INFORMATION NOT REQUIRED IN PROSPECTUS

 

Item 14.Other Expenses of Issuance and Distribution.

 

The following table sets forth an estimate of the fees and expenses relating to the issuance and distribution of the securities being registered hereby, other than underwriting discounts and commissions, all of which shall be borne by the Registrant. All of such fees and expenses, except for the SEC registration fee, are estimated:

 

SEC registration fee  $156.80 
Legal fees and expenses   25,000.00 
Accounting fees and expenses   20,000.00 
Miscellaneous fees and expenses   1,000.00 
TOTAL:  $46,156.80 

 

Item 15.Indemnification of Officers and Directors.

 

Section 145 of the Delaware General Corporation Law (the “DGCL”) empowers a Delaware corporation to indemnify any persons who are, or are threatened to be made, parties to any threatened, pending, or completed legal action, suit, or proceeding, whether civil, criminal, administrative, or investigative (other than an action by or in the right of such corporation), by reason of the fact that such person was an officer or director of such corporation, or is or was serving at the request of such corporation as a director, officer, employee, or agent of another corporation or enterprise. The indemnity may include expenses (including attorneys’ fees), judgments, fines, and amounts paid in settlement actually and reasonably incurred by such person in connection with such action, suit, or proceeding, provided that such officer or director acted in good faith and in a manner he reasonably believed to be in or not opposed to the corporation’s best interests, and, for criminal proceedings, had no reasonable cause to believe his conduct was illegal. A Delaware corporation may indemnify officers and directors in an action by or in the right of the corporation under the same conditions, except that no indemnification is permitted without judicial approval if the officer or director is adjudged to be liable to the corporation in the performance of his duty. Where an officer or director is successful on the merits or otherwise in the defense of any action referred to above, the corporation must indemnify him against the expenses which such officer or director actually and reasonably incurred.

 

Our bylaws provide that we will indemnify our directors and officers to the fullest extent permitted by Delaware law, except that no indemnification will be provided to a director, officer, employee, or agent if the indemnification sought is in connection with a proceeding initiated by such person without the authorization of our board of directors. The bylaws also provide that the right of directors and officers to indemnification shall be a contract right and shall not be exclusive of any other right now possessed or hereafter acquired under any statute, provision of the certificate of incorporation, bylaw, agreement, vote of stockholders or disinterested directors or otherwise. The bylaws also permit us to secure insurance on behalf of any officer, director, employee, or other agent for any liability arising out of his or her actions in such capacity, regardless of whether the bylaws would permit indemnification of any such liability.

 

In accordance with Section 102(b)(7) of the DGCL, our certificate of incorporation provides that directors shall not be personally liable for monetary damages for breaches of their fiduciary duty as directors except for (i) breaches of their duty of loyalty to us or our stockholders, (ii) acts or omissions not in good faith or which involve intentional misconduct or knowing violations of law, (iii) certain transactions under Section 174 of the DGCL (unlawful payment of dividends or unlawful stock purchases or redemptions), or (iv) transactions from which a director derives an improper personal benefit.
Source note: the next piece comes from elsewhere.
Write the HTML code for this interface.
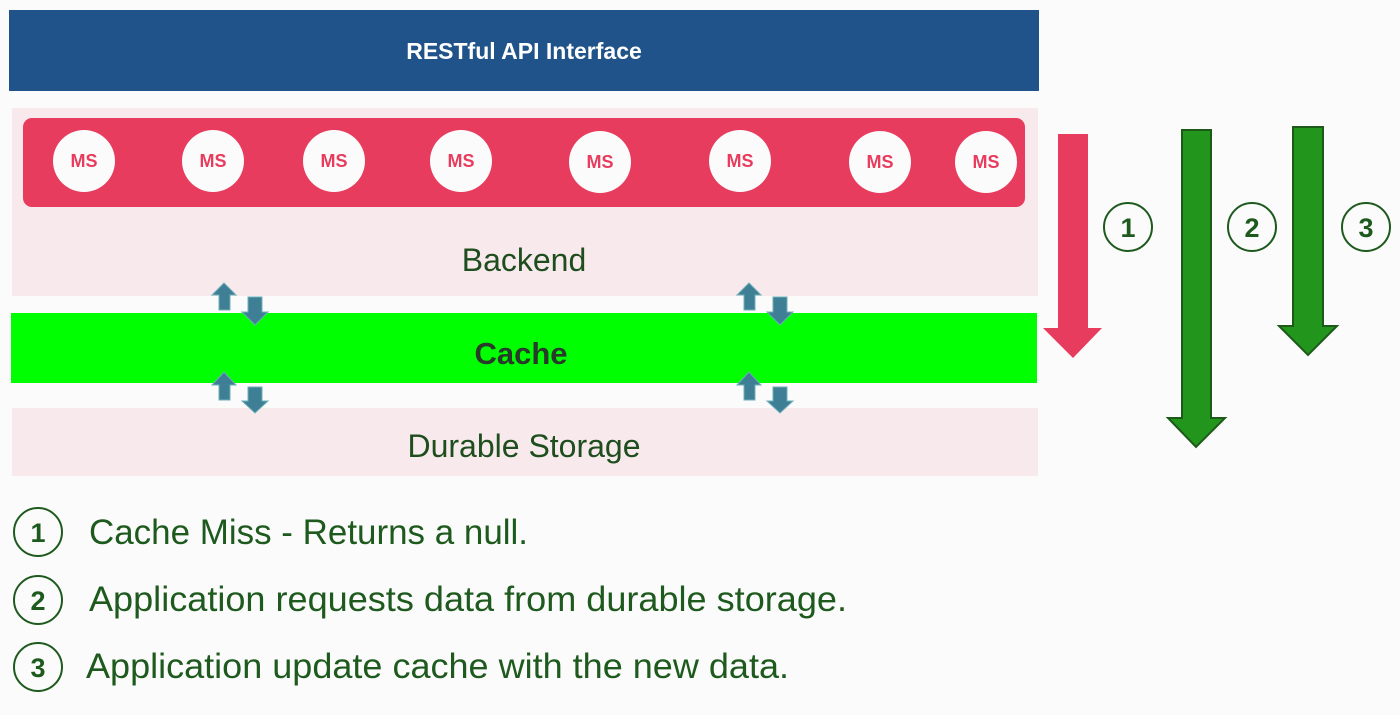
<!DOCTYPE html>
<html><head><meta charset="utf-8"><style>
html,body{margin:0;padding:0;background:#fbfbfb;}
svg{display:block}
</style></head><body>
<svg width="1400" height="715" viewBox="0 0 1400 715" xmlns="http://www.w3.org/2000/svg" font-family="'Liberation Sans',sans-serif">
<rect width="1400" height="715" fill="#fbfbfb"/>
<rect x="12" y="108" width="1026" height="188" fill="#f8e9ec"/>
<rect x="12" y="408" width="1026" height="68" fill="#f8e9ec"/>
<rect x="9" y="10" width="1030" height="81" fill="#1f538a"/>
<text x="524" y="59" text-anchor="middle" fill="#fff" font-size="23" font-weight="bold">RESTful API Interface</text>
<rect x="23" y="118" width="1002" height="89" rx="9" fill="#e83c5e"/>
<g fill="#fbfbfb">
<circle cx="84" cy="161" r="31"/><circle cx="213" cy="161" r="31"/><circle cx="334" cy="161" r="31"/><circle cx="461" cy="161" r="31"/><circle cx="600" cy="162" r="31"/><circle cx="740" cy="161" r="31"/><circle cx="880" cy="162" r="31"/><circle cx="986" cy="162" r="31"/>
</g>
<g fill="#e83c5e" font-size="18" font-weight="bold" text-anchor="middle">
<text x="84" y="167">MS</text><text x="213" y="167">MS</text><text x="334" y="167">MS</text><text x="461" y="167">MS</text><text x="600" y="168">MS</text><text x="740" y="167">MS</text><text x="880" y="168">MS</text><text x="986" y="168">MS</text>
</g>
<text x="524" y="271" text-anchor="middle" fill="#1e4d1e" font-size="32">Backend</text>
<rect x="11" y="313" width="1026" height="70" fill="#00ff00"/>
<text x="521" y="364" text-anchor="middle" fill="#2a3a2a" font-size="31" font-weight="bold">Cache</text>
<text x="524" y="457" text-anchor="middle" fill="#1e4d1e" font-size="32">Durable Storage</text>
<g fill="#3f7f95" stroke="#6cb0b8" stroke-width="1">
<path d="M219 310V295H212L224 283L236 295H230V310Z"/>
<path d="M248 297H262V312H268L255 325L242 312H248Z"/>
<path d="M219 400V385H212L224 372L236 385H230V400Z"/>
<path d="M248 387H262V401H268L255 413L242 401H248Z"/>
<path d="M744 310V295H737L749 283L761 295H755V310Z"/>
<path d="M773 297H787V312H793L780 325L767 312H773Z"/>
<path d="M744 400V385H737L749 372L761 385H755V400Z"/>
<path d="M773 387H787V401H793L780 413L767 401H773Z"/>
</g>
<path d="M1058 134H1088V328H1102L1073 358L1043 328H1058Z" fill="#e83c5e"/>
<path d="M1182 130H1211V418H1225L1196 447L1168 418H1182Z" fill="#22961c" stroke="#1d5a1a" stroke-width="2"/>
<path d="M1293 127H1323V326H1337L1308 355L1279 326H1293Z" fill="#22961c" stroke="#1d5a1a" stroke-width="2"/>
<g fill="none" stroke="#1e5a1e" stroke-width="2">
<circle cx="1128" cy="227" r="24"/><circle cx="1252" cy="227" r="24"/><circle cx="1366" cy="227" r="24"/>
<circle cx="38" cy="532" r="24"/><circle cx="38" cy="600" r="24"/><circle cx="38" cy="667" r="24"/>
</g>
<g fill="#1e5a1e" font-size="27" font-weight="bold" text-anchor="middle">
<text x="1128" y="237">1</text><text x="1252" y="237">2</text><text x="1366" y="237">3</text>
<text x="38" y="542">1</text><text x="38" y="610">2</text><text x="38" y="677">3</text>
</g>
<g fill="#1e5a1e" font-size="35">
<text x="89" y="544" textLength="439" lengthAdjust="spacingAndGlyphs">Cache Miss - Returns a null.</text>
<text x="89" y="611" textLength="758" lengthAdjust="spacingAndGlyphs">Application requests data from durable storage.</text>
<text x="86" y="678" textLength="703" lengthAdjust="spacingAndGlyphs">Application update cache with the new data.</text>
</g>
</svg>
</body></html>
The effect of this provision is to eliminate the personal liability of directors for monetary damages or actions involving a breach of their fiduciary duty of care, including any actions involving gross negligence.

 

In addition, we have entered into indemnification agreements with our directors and officers that require us, among other things, to indemnify them against certain liabilities that may arise by reason of their status or service, so long as the indemnitee acted in good faith and in a manner the indemnitee reasonably believed to be in or not opposed to the best interests of the Company, and, with respect to any criminal action or proceeding, the indemnitee had no reasonable cause to believe his or her conduct was unlawful. We also maintain director and officer liability insurance to insure our directors and officers against the cost of defense, settlement or payment of a judgment under specified circumstances.

 

Insofar as indemnification for liabilities arising under the Securities Act may be permitted to directors, officers or persons controlling the Registrant pursuant to the foregoing provisions, the Registrant has been informed that in the opinion of the Securities and Exchange Commission such indemnification is against public policy as expressed in the Securities Act and is therefore unenforceable.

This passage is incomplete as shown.